At the first annual meeting of the corporation, one councillor shall be elected to serve for a term of three years, another for a term of two years and a third for a term of one year. Thereafter, at each annual meeting of the corporation, one councillor shall be elected to serve a period of three years.
All elections shall be by ballot and all persons elected shall be elected by a majority vote of all members present.
Vacancies occurring in the offices of the corporation shall be filled by appointment by the President, and said appointment shall continue until the next annual meeting, However, the office of President-Elect can be filled only by election by the membership. In the event of a vacancy in the office of President-Elect, for any reason whatsoever, the President and the council shall call a special election to fill the unexpired term of this office. The President-Elect shall hold his office until the expiration of the term of office of the President, at which time he shall be installed as President to serve until the installation of his successor at the following annual installation meeting.

Section 4. Committees
The President may designate such committees as, from time to time, shall be in his judgement advisable and shall name the chairman and members of such committees, the duties and purposes of such committees to be stated by the President at the time of their appointment.

Article IV
Duties of Offices and Council

Section 1. Council
The Council shall have general supervision, management and control of the affairs and activities of the corporation and shall meet as often as the interest of the corporation require. A majority of the Council shall constitute a quorum. The President or any majority of the Council may call a meeting of the Council, notice of which, outlining the essential business, shall be given to each member of the Council three days prior to such meeting.

Section 2. President
The President shall be the principal executive officer of the corporation and shall preside at the meetings of the corporation and shall be an ex-officio member of all committees. He shall perform such other duties as custom and parliamentary usage may require.
Vacancies occurring in the offices of the corporation, except that of the President-Elect, shall be filled by appointment by the President, and said appointment shall continue until the next annual meeting. A vacancy in the office of President-Elect shall be filled in accordance with Article III, Section 3, paragraph four of these by-laws.

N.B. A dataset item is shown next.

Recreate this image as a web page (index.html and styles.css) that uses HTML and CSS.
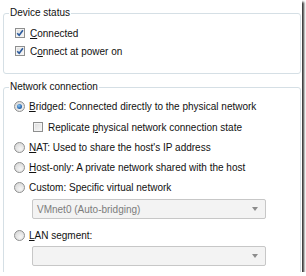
FILE: index.html
```html
<!DOCTYPE html>
<html lang="en">

<head>
    <meta charset="UTF-8">
    <title>Network Adapter</title>
    <link rel="stylesheet" href="styles.css">
</head>

<body>
    <div class="shot">
        <fieldset class="group device-status">
            <legend>Device status</legend>
            <div class="row">
                <span class="check checked"><svg viewBox="0 0 8 8"><path d="M1.2 4.2 L3.2 6.3 L6.9 1.3" /></svg></span>
                <span><u>C</u>onnected</span>
            </div>
            <div class="row">
                <span class="check checked"><svg viewBox="0 0 8 8"><path d="M1.2 4.2 L3.2 6.3 L6.9 1.3" /></svg></span>
                <span>C<u>o</u>nnect at power on</span>
            </div>
        </fieldset>

        <fieldset class="group network">
            <legend>Network connection</legend>
            <div class="row">
                <span class="radio selected"></span>
                <span><u>B</u>ridged: Connected directly to the physical network</span>
            </div>
            <div class="row sub">
                <span class="check"></span>
                <span>Replicate <u>p</u>hysical network connection state</span>
            </div>
            <div class="row">
                <span class="radio"></span>
                <span><u>N</u>AT: Used to share the host's IP address</span>
            </div>
            <div class="row">
                <span class="radio"></span>
                <span><u>H</u>ost-only: A private network shared with the host</span>
            </div>
            <div class="row">
                <span class="radio"></span>
                <span>Custom: Specific virtual network</span>
            </div>
            <div class="select">
                <span>VMnet0 (Auto-bridging)</span>
                <span class="arrow"></span>
            </div>
            <div class="row">
                <span class="radio"></span>
                <span><u>L</u>AN segment:</span>
            </div>
            <div class="select">
                <span></span>
                <span class="arrow"></span>
            </div>
        </fieldset>
    </div>
</body>

</html>
```

FILE: styles.css
```css
body {
    margin: 0;
    padding: 0;
    background-color: #fff;
    font-family: "Liberation Sans", Arial, sans-serif;
    font-size: 10px;
    color: #111;
}

.shot {
    width: 302px;
    height: 272px;
    overflow: hidden;
    background-color: #fff;
    box-shadow: 2px 2px 2px rgba(0, 0, 0, 0.8);
}

.group {
    box-sizing: border-box;
    width: 298px;
    margin: 0 0 0 3px;
    padding: 0 0 0 10px;
    border: 1px solid #d5dfe5;
    border-radius: 3px;
}

.group legend {
    margin-left: -5px;
    padding: 0 1px;
    line-height: 12px;
}

.device-status {
    margin-top: 7px;
    padding-left: 11px;
    padding-bottom: 13px;
}

.device-status .row {
    height: 18px;
}

.device-status legend {
    margin-left: -6px;
}

.network {
    margin-top: 7px;
    padding-bottom: 10px;
}

.row {
    display: flex;
    align-items: center;
    height: 20px;
    white-space: nowrap;
}

.row u {
    text-decoration-thickness: 1px;
    text-underline-offset: 1px;
}

.device-status .row:first-of-type {
    margin-top: 5px;
}

.network .row:first-of-type {
    margin-top: 3px;
}

.sub {
    margin-top: 1px;
    padding-left: 19px;
}

/* Checkboxes */
.check {
    box-sizing: border-box;
    width: 10px;
    height: 10px;
    margin-right: 5px;
    border: 1px solid #8e8f8f;
    background: linear-gradient(135deg, #dcdcdc, #f8f8f8);
    box-shadow: inset 0 0 0 1px #f4f4f4;
    display: flex;
    align-items: center;
    justify-content: center;
}

.check svg {
    width: 8px;
    height: 8px;
}

.check path {
    fill: none;
    stroke: #2a5a9e;
    stroke-width: 1.6;
}

/* Radio buttons */
.radio {
    box-sizing: border-box;
    width: 11px;
    height: 11px;
    margin-right: 4px;
    border: 1px solid #8e8f8f;
    border-radius: 50%;
    background: radial-gradient(circle at 60% 65%, #f6f6f6 0%, #dcdcdc 70%, #cfcfcf 100%);
    position: relative;
}

.radio.selected::after {
    content: "";
    position: absolute;
    left: 2px;
    top: 2px;
    width: 5px;
    height: 5px;
    border-radius: 50%;
    background: radial-gradient(circle at 40% 35%, #8ec8f2 0%, #2f6fb8 55%, #163f78 100%);
}

/* Dropdowns */
.select {
    box-sizing: border-box;
    display: flex;
    align-items: center;
    justify-content: space-between;
    width: 234px;
    height: 20px;
    margin: 2px 0 0 18px;
    padding: 0 4px 0 4px;
    border: 1px solid #c7c7c7;
    border-radius: 2px;
    background-color: #f3f3f3;
    color: #7c7c7c;
}

.select + .row {
    margin-top: 6px;
}

.network .row + .select:last-child {
    margin-top: 1px;
}

.arrow {
    width: 0;
    height: 0;
    margin-right: 3px;
    border-left: 3px solid transparent;
    border-right: 3px solid transparent;
    border-top: 4px solid #8c8c8c;
}
```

Section 3. President-Elect
The President-Elect shall serve as a member of the Council. In the event of a vacancy in the office of President-Elect, for any reason whatsoever, the vacancy shall be filled at a special election, called by the President and Council, in the manner prescribed in Article III, Section 3, paragraph four of these by-laws.

Section 4. Vice-President
The Vice-President shall perform the duties of the President in the President's absence and shall assume the office of President if the President is unable to serve his term of office. He shall perform such other duties as may be assigned to him by the President.

Section 5. Secretary
The Secretary shall keep a record of the proceedings of all meetings of the corporation and of Council. He shall maintain a current membership roster and notify new Fellows of their eligibility for membership. He shall notify the members of the corporation as to the time and place of the annual meeting and shall prepare and distribute additional notices and communications to members as may be requested by the Council. He shall submit an annual report to the Department of Organization of the American College of Surgeons concerning the activities of the corporation.

Section 6. Treasurer
The Treasurer shall send dues notices to all active members of the corporation and shall collect the annual dues as fixed by these by-laws. He shall be responsible for the safekeeping and disbursement of all funds of the corporation. He shall be responsible for preparation of necessary financial reports for review by state and federal revenue agencies, including tax returns. He shall give written notice to those members delinquent in the payment of their dues and shall prepare and present to the Council such reports, records and data, as may be required by the President or the Council. He shall present a detailed statement showing the financial affairs of the corporation at each annual meeting.

Article V
Admission Fees and Dues

Section 1. Admission Fee
There shall be no admission fee.

Section 2. Annual Dues
Annual Dues shall be $100.00 for Active Fellows and $35.00 for Associate Fellows.

Article VI
Indemnification of Officers and Members of the Council

Section 1.
An officer or member of the Council, and his legal representative, shall be indemnified by this corporation against liabilities, expenses and costs reasonably incurred by him or his estate in connection with, or arising out of, any action, suit, proceeding, or claim in which he is made a part by reason of his being, or having been such officer or member of the Council with respect to any matters as to which he shall be finally adjudged in any such action, suit, or proceedings to have been liable in the performance of or failure to perform his duties. The indemnification herein provided for, however, shall apply also in respect to any amount paid in compromise of such action, suit, proceeding, or claim asserted against such officer, or member of the Council, including expenses and costs reasonably incurred in connection therewith, providing the Council shall have first approved such a proposed compromise and settlement, but in taking such action any member of the Council involved shall not be qualified to vote thereon, and if for this reason, a quorum of the Council cannot be obtained to vote on such matter, it shall be determined by a Committee of three members appointed by the President. In determining these matters, the Council or Committee appointment by the President, as the case may be, may rely upon an opinion of independent legal counsel selected by such Council or Committee. The right to indemnification herein provided shall be in addition to any other rights to which such officer or member of the Council may be lawfully entitled. Indemnification hereunder shall be provided only in the event that the person to be indemnified, in the opinion of the Council, acted in good faith and in a manner her reasonably believed to be in, and not opposed to the best interest of the corporation. This section shall only apply if the officer or member of the Council is not covered by insurance or for any amount due in excess of insurance.

Article VII
Amendments

Section 1.
These by-laws may be amended by the affirmative vote of a majority of the Council present at any regular or special meeting of the Council, provided a full statement of such amendments shall have been distributed to the membership of the corporation at least thirty (30) days in advance of the meeting.

Section 2.
The Regents of the American College of Surgeons shall have the right to disapprove any amendment of the by-laws, which disapproval shall render such amendment null and void.